Tony's question about long term harm reminds me of when the oil companies put a foam disc under the caps of the plastic oil bottles. The question came up as to what should be done if one dropped such a disc into the engine when putting oil in. The general consensus was the foam was soft and would not cause any harm. This discussion came up after I had the misfortune of dropping on in my engine with out my knowledge (the engine of my T craft would use about a half a quart between changes, so I would only add half and save the rest for the next) The second time when you would remove the cap, sometimes the disc would stick to the bottle neck. The way I discovered I had a problem was when I lost oil pressure just after take off, and when I reduced throttle, the engine stopped dead. With out a starter, this meant that I was going down quickly. When we took the oil system apart, we found the remains of the foam in the pressure relief valve, this had gotten stuck when the oil was still cool, and as it heated up on take off, the amount of oil that was by passed was enough to drop the oil pressure to zero.
The moral of the story is, if something is where is should not be, there is always the potential that it can cause harm, but even so, I tend to agree with Tony in this case, it may cause some mild damage to the gears as it is being ground up, but no more than using plastigauge in an engine.
I would think that if that cap got caught in the gears, it would soon be ground up into fine power and not cause any harm. If it is metal, though, a different story.
The plastic cap is probably far less damaging than what is usually found in old rear ends, like dirt, water and old babbitt. I wouldn't worry about it.
Ditto. But I'd still give it a half-hearted shot.
Don't need to turn your T upside down, just ship your T to Australia and it will fall out.
About 65 years ago I did turn my T almost up-side-down to get a nut out of the tranny. I took the body off and used a series of different length polls to tip the chassis about 310 degrees...It worked. I still cringe when I think that I crawled under there too retrieve the nut
You do what you gotta do, I suppose...
Do not try this at home!!
Mark, how else do you weld up a gas tank?
Rather than turning your T 310 degrees, you should have gone 50 degrees in the other direction
My plastic cap that fell into the rear end has caused no problems. I drive one of my Ts almost every day- unless I drive my exceptionally rare 1953 split-window VW Bug. My 911 Porsche was doing 130+ when I looked at the speedometer. Sold the sucker. Get MANY more smiles at 28 mph.

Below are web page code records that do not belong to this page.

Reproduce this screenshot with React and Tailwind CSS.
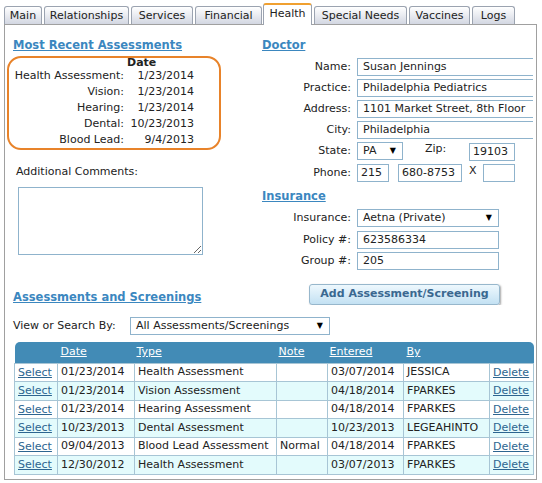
import { useState } from "react";

const tabs = [
  ["Main", "w-[38px]"],
  ["Relationships", "w-[85px]"],
  ["Services", "w-[62px]"],
  ["Financial", "w-[67px]"],
  ["Health", "w-[49px]"],
  ["Special Needs", "w-[93px]"],
  ["Vaccines", "w-[61px]"],
  ["Logs", "w-[43px]"],
];

const recent = [
  ["Health Assessment:", "1/23/2014"],
  ["Vision:", "1/23/2014"],
  ["Hearing:", "1/23/2014"],
  ["Dental:", "10/23/2013"],
  ["Blood Lead:", "9/4/2013"],
];

const rows = [
  ["01/23/2014", "Health Assessment", "", "03/07/2014", "JESSICA"],
  ["01/23/2014", "Vision Assessment", "", "04/18/2014", "FPARKES"],
  ["01/23/2014", "Hearing Assessment", "", "04/18/2014", "FPARKES"],
  ["10/23/2013", "Dental Assessment", "", "10/23/2013", "LEGEAHINTO"],
  ["09/04/2013", "Blood Lead Assessment", "Normal", "04/18/2014", "FPARKES"],
  ["12/30/2012", "Health Assessment", "", "03/07/2013", "FPARKES"],
];

function Heading({ children, className = "" }) {
  return (
    <div className={"text-[11.5px] leading-[16px] font-bold text-[#3b87bf] underline " + className}>
      {children}
    </div>
  );
}

function Field({ label, value, width = "w-[185px]" }) {
  return (
    <div className="flex items-center h-[18px] mb-[3px]">
      <div className="w-[89px] shrink-0 text-right">{label}</div>
      <div className={"ml-[6px] h-[18px] border border-[#8fb3cc] pl-[5px] leading-[16px] whitespace-nowrap overflow-hidden shrink-0 " + width}>
        {value}
      </div>
    </div>
  );
}

function Box({ value, className = "" }) {
  return (
    <div className={"h-[18px] border border-[#8fb3cc] pl-[3px] leading-[16px] shrink-0 " + className}>{value}</div>
  );
}

function Select({ value, className = "" }) {
  return (
    <div className={"h-[18px] border border-[#8fb3cc] pl-[5px] pr-[6px] leading-[16px] flex justify-between items-center shrink-0 " + className}>
      <span>{value}</span>
      <span className="text-[8px] text-black">▼</span>
    </div>
  );
}

function App() {
  const [active] = useState("Health");
  return (
    <div className="w-[542px] h-[483px] bg-white font-['DejaVu_Sans',sans-serif] text-[11px] text-[#222]">
      <div className="flex items-end gap-[2px] pl-[4px] h-[24px]">
        {tabs.map(([t, w]) =>
          t === active ? (
            <div key={t} className={"relative z-10 -mb-px -ml-px h-[22px] text-center bg-white border border-[#9ba3b0] border-t-2 border-t-[#f0a030] border-b-0 rounded-t-[3px] leading-[18px] " + w}>
              {t}
            </div>
          ) : (
            <div key={t} className={"h-[18px] text-center border border-[#9ba3b0] border-b-0 rounded-t-[3px] bg-gradient-to-b from-white to-[#d3d7e2] leading-[17px] " + w}>
              {t}
            </div>
          )
        )}
      </div>

      <div className="ml-[4px] w-[533px] h-[456px] border border-[#a0a0a0] overflow-hidden">
        <div className="flex">
          <div className="w-[248px] shrink-0">
            <Heading className="ml-[8px] mt-[12px]">Most Recent Assessments</Heading>
            <div className="ml-[2px] mt-[3px] w-[214px] h-[94px] border-2 border-[#e8832a] rounded-[14px]">
              <div className="grid grid-cols-[117px_68px]">
                <div className="leading-[10px]"></div>
                <div className="leading-[10px] font-bold pl-[1px] text-[11px]">Date</div>
                {recent.map(([l, v]) => (
                  <div key={l} className="contents">
                    <div className="text-right leading-[16px] pr-[2px]">{l}</div>
                    <div className="text-right leading-[16px]">{v}</div>
                  </div>
                ))}
              </div>
            </div>
            <div className="ml-[11px] mt-[15px] leading-[14px]">Additional Comments:</div>
            <textarea className="block ml-[13px] mt-[8px] w-[185px] h-[68px] border border-[#8fb3cc] outline-none" />
            <Heading className="ml-[8px] mt-[34px]">Assessments and Screenings</Heading>
          </div>

          <div className="w-[280px] shrink-0 pl-[9px] overflow-hidden">
            <Heading className="mt-[12px]">Doctor</Heading>
            <div className="mt-[5px]">
              <Field label="Name:" value="Susan Jennings" />
              <Field label="Practice:" value="Philadelphia Pediatrics" />
              <Field label="Address:" value="1101 Market Street, 8th Floor" />
              <Field label="City:" value="Philadelphia" />
              <div className="flex items-center h-[18px] mb-[4px]">
                <div className="w-[89px] shrink-0 text-right">State:</div>
                <Select value="PA" className="ml-[6px] w-[46px]" />
                <div className="ml-[22px] -mt-[4px] w-[44px] shrink-0">Zip:</div>
                <Box value="19103" className="w-[46px] mt-[2px]" />
              </div>
              <div className="flex items-center h-[18px]">
                <div className="w-[89px] shrink-0 text-right">Phone:</div>
                <Box value="215" className="ml-[6px] w-[32px]" />
                <Box value="680-8753" className="ml-[9px] w-[64px]" />
                <div className="ml-[7px] w-[14px] shrink-0 -mt-[3px]">X</div>
                <Box value="" className="w-[32px]" />
              </div>
            </div>
            <Heading className="mt-[6px]">Insurance</Heading>
            <div className="mt-[5px]">
              <div className="flex items-center h-[18px] mb-[4px]">
                <div className="w-[89px] shrink-0 text-right">Insurance:</div>
                <Select value="Aetna (Private)" className="ml-[6px] w-[142px]" />
              </div>
              <Field label="Policy #:" value="623586334" width="w-[142px]" />
              <Field label="Group #:" value="205" width="w-[142px]" />
            </div>
            <button className="block ml-[47px] mt-[14px] w-[191px] h-[21px] rounded-[3px] border border-[#97b7cc] bg-gradient-to-b from-[#eef8fd] to-[#c3e1f3] shadow-[1px_1px_2px_rgba(0,0,0,0.35)] font-bold text-[#3a6890] text-[11px]">
              Add Assessment/Screening
            </button>
          </div>
        </div>

        <div className="flex items-center ml-[8px] mt-[12px]">
          <div className="w-[117px]">View or Search By:</div>
          <Select value="All Assessments/Screenings" className="w-[200px]" />
        </div>

        <div className="ml-[9px] mt-[7px] w-[519px]">
          <table className="table-fixed border-collapse w-[519px]">
            <colgroup>
              <col className="w-[43px]" />
              <col className="w-[77px]" />
              <col className="w-[142px]" />
              <col className="w-[51px]" />
              <col className="w-[76px]" />
              <col className="w-[86px]" />
              <col className="w-[44px]" />
            </colgroup>
            <thead>
              <tr className="h-[21px] bg-[#428bb6] text-white text-left">
                <th className="font-normal rounded-tl-[5px]"></th>
                <th className="font-normal px-[3px] underline">Date</th>
                <th className="font-normal px-[2px] underline">Type</th>
                <th className="font-normal px-[2px] underline">Note</th>
                <th className="font-normal px-[2px] underline">Entered</th>
                <th className="font-normal px-[3px] underline">By</th>
                <th className="font-normal rounded-tr-[5px]"></th>
              </tr>
            </thead>
            <tbody>
              {rows.map((r, i) => (
                <tr key={i} className={"h-[18px] " + (i % 2 === 1 ? "bg-[#e3fbfc]" : "bg-white")}>
                  <td className="border border-[#a7c5d5] px-[3px] pt-[1px] text-[#2d6590] underline">Select</td>
                  {r.map((c, j) => (
                    <td key={j} className="border border-[#a7c5d5] px-[3px] whitespace-nowrap overflow-hidden">{c}</td>
                  ))}
                  <td className="border border-[#a7c5d5] px-[3px] pt-[1px] text-[#2d6590] underline">Delete</td>
                </tr>
              ))}
            </tbody>
          </table>
        </div>
      </div>
    </div>
  );
}

export default App;
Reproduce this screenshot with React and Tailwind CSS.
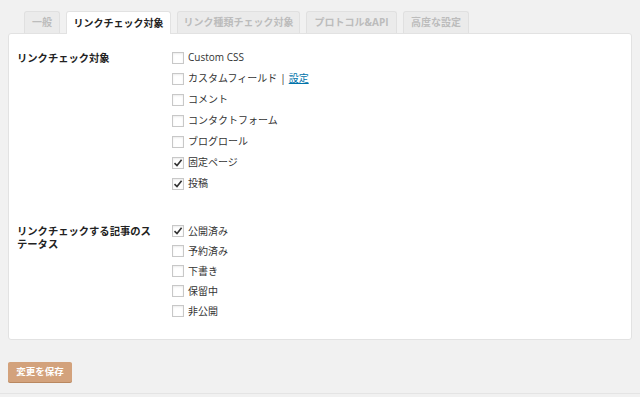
import React from "react";

const font = { fontFamily: '"Open Sans", "Noto Sans CJK JP", sans-serif' };

function Check({ checked }) {
  return (
    <span className="flex h-[12px] w-[12px] items-center justify-center border border-[#c8c8c8] bg-white shadow-[inset_0_1px_2px_rgba(0,0,0,0.08)]">
      {checked && (
        <svg width="10" height="10" viewBox="0 0 10 10">
          <path d="M1.5 5.2 L4 7.6 L8.6 1.8" fill="none" stroke="#333" strokeWidth="1.6" />
        </svg>
      )}
    </span>
  );
}

function Row({ label, checked, h, link }) {
  return (
    <div className={`flex items-center gap-[4px] ${h}`}>
      <Check checked={checked} />
      <span className="text-[10px] text-[#333]">
        {label}
        {link && (
          <>
            <span className="mx-[3px]">|</span>
            <span className="text-[#0073aa] underline">設定</span>
          </>
        )}
      </span>
    </div>
  );
}

const tabs = [
  { t: "一般", w: "w-[36px]" },
  { t: "リンクチェック対象", w: "w-[105px]", active: true },
  { t: "リンク種類チェック対象", w: "w-[123px]" },
  { t: "プロトコル&API", w: "w-[91px]" },
  { t: "高度な設定", w: "w-[66px]" },
];

export default function App() {
  return (
    <div className="h-[397px] w-[640px] overflow-hidden bg-[#f1f1f1]" style={font}>
      <div className="flex h-[33px] items-end gap-[6px] pl-[24px] pt-[11px]">
        {tabs.map((tb) =>
          tb.active ? (
            <div
              key={tb.t}
              className={`${tb.w} relative z-10 -mb-px flex h-[23px] items-center justify-center rounded-t-[3px] border border-b-0 border-[#e2e2e2] bg-white text-[10px] font-bold text-[#222]`}
            >
              {tb.t}
            </div>
          ) : (
            <div
              key={tb.t}
              className={`${tb.w} flex h-[22px] items-center justify-center rounded-t-[3px] border border-b-0 border-[#e0e0e0] bg-[#ebebeb] text-[10px] font-bold text-[#bcbcbc]`}
            >
              {tb.t}
            </div>
          )
        )}
      </div>
      <div className="mx-[8px] h-[307px] rounded-[3px] border border-[#e2e2e2] bg-white px-[8px] pt-[13px]">
        <div className="flex">
          <div className="w-[155px] pt-[5px] text-[10.3px] font-bold leading-[13px] text-[#222]">
            リンクチェック対象
          </div>
          <div className="flex flex-col">
            <Row h="h-[21px]" label="Custom CSS" />
            <Row h="h-[21px]" label="カスタムフィールド" link />
            <Row h="h-[21px]" label="コメント" />
            <Row h="h-[21px]" label="コンタクトフォーム" />
            <Row h="h-[21px]" label="ブログロール" />
            <Row h="h-[21px]" label="固定ページ" checked />
            <Row h="h-[21px]" label="投稿" checked />
          </div>
        </div>
        <div className="mt-[27px] flex">
          <div className="w-[155px] pt-[4px] text-[10.3px] font-bold leading-[13px] text-[#222]">
            リンクチェックする記事のス
            <br />
            テータス
          </div>
          <div className="flex flex-col">
            <Row h="h-[20px]" label="公開済み" checked />
            <Row h="h-[20px]" label="予約済み" />
            <Row h="h-[20px]" label="下書き" />
            <Row h="h-[20px]" label="保留中" />
            <Row h="h-[20px]" label="非公開" />
          </div>
        </div>
      </div>
      <div className="ml-[8px] mt-[22px] flex h-[20px] w-[64px] items-center justify-center rounded-[2px] bg-[#d3a27c] text-[9.5px] font-bold text-white shadow-[0_1px_0_#b9875f]">
        変更を保存
      </div>
      <div className="mt-[11px] border-t border-[#e4e4e4]" />
    </div>
  );
}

Mark, that is really dangerous! That guy should have a brick in front of the wheel as well as behind.
WoW I'd be scared that would fall on my welder....!
What could go wrong?
Allow me a moment to show my gratitude for the air and attitude youzalls bring to the T "scene".
Through my other car interests, I am perpetually faced with forever fouteen-year-old guys, beating their chests and sticking their noses in the air over horsepower ratings, red and white paint jobs, ridiculously overpriced optional equipment, and generally gratuitous, "look-at-me" parading and posing.
This crew seems well grounded and more likely to poke fun at themselves or their cars than not. It is a fun and welcoming place to be. Thanks.
Oh yeah, Burger, my T has more original rust than yours!
A few years ago, I went with some friends for a drive in the mountains with my 1942 Ford GPW. We picked up a couple of guys with modern jeeps on the way. After having a picnic on the other side of the mountain, my friend said he though he would head down the mountain rather than going back over the top as he had difficulty with vapor locking. On of his friends with the new jeep said he would go down too as he did not have very good tires, he had been talking about how he had made a modification to his carb that gave him 50 more HP just moments before. I said I would lead the others back over the top, and he looked at my jeep with the stock military tires and the load I had (4 people and one weighing close to 400 lbs as well as a dog) He asked me if I had a locking rear end, I told him "no" then he said I must have limited slip diffs as all jeeps had that. I told him that no jeeps I knew of came with limited slip diffs. At that point, his ego got the better of him and he had to go back over the top with us. As we were going up, I parked and walked back down to where I knew he would have trouble, and sure enough he was spinning his wheels unable to go any further. I asked him what gear he was in, he said first low. I told him to put it in second and keep his foot off the throttle. He managed to make it to the top and he asked why second would work when first would not. I explained that he had too much horsepower for his vehicle and that all he could do was spin his wheels, and that my jeep only had 50 hp at sea level and that was the best power to weight ratio for steep grades.
Sometimes less is more.
The plastic parts lost in the rear end reminds me of a true story many years ago that happened to a friend of mine. He was prowling around an old barn that had a Model T buried in the back. He decided to check if the rear end had 3:1 gears in it so he removed the 1/2 plug and stuck his index finger inside to see if he could tell whether the ring gear was different. Well, his finger got stuck and the more he pulled the more it swelled. He was all alone with no help. Finally he figured the only solution was to "unscrew" himself! He managed to finally unscrew his finger out. I saw him shortly after the ordeal and his finger did look like it had been stuck in a threaded hole. I forgot to ask him if he every figured out if the rear end had 3:1 gears.
Hey Larry, I am glad I am not the only idiot to pull that stunt, although I stuck my finger into the hole in my wife's MGB steering wheel spoke, there were no threads to help me out, but I was able to reach behind and push as I pulled, my wife offered no help but to laugh at me.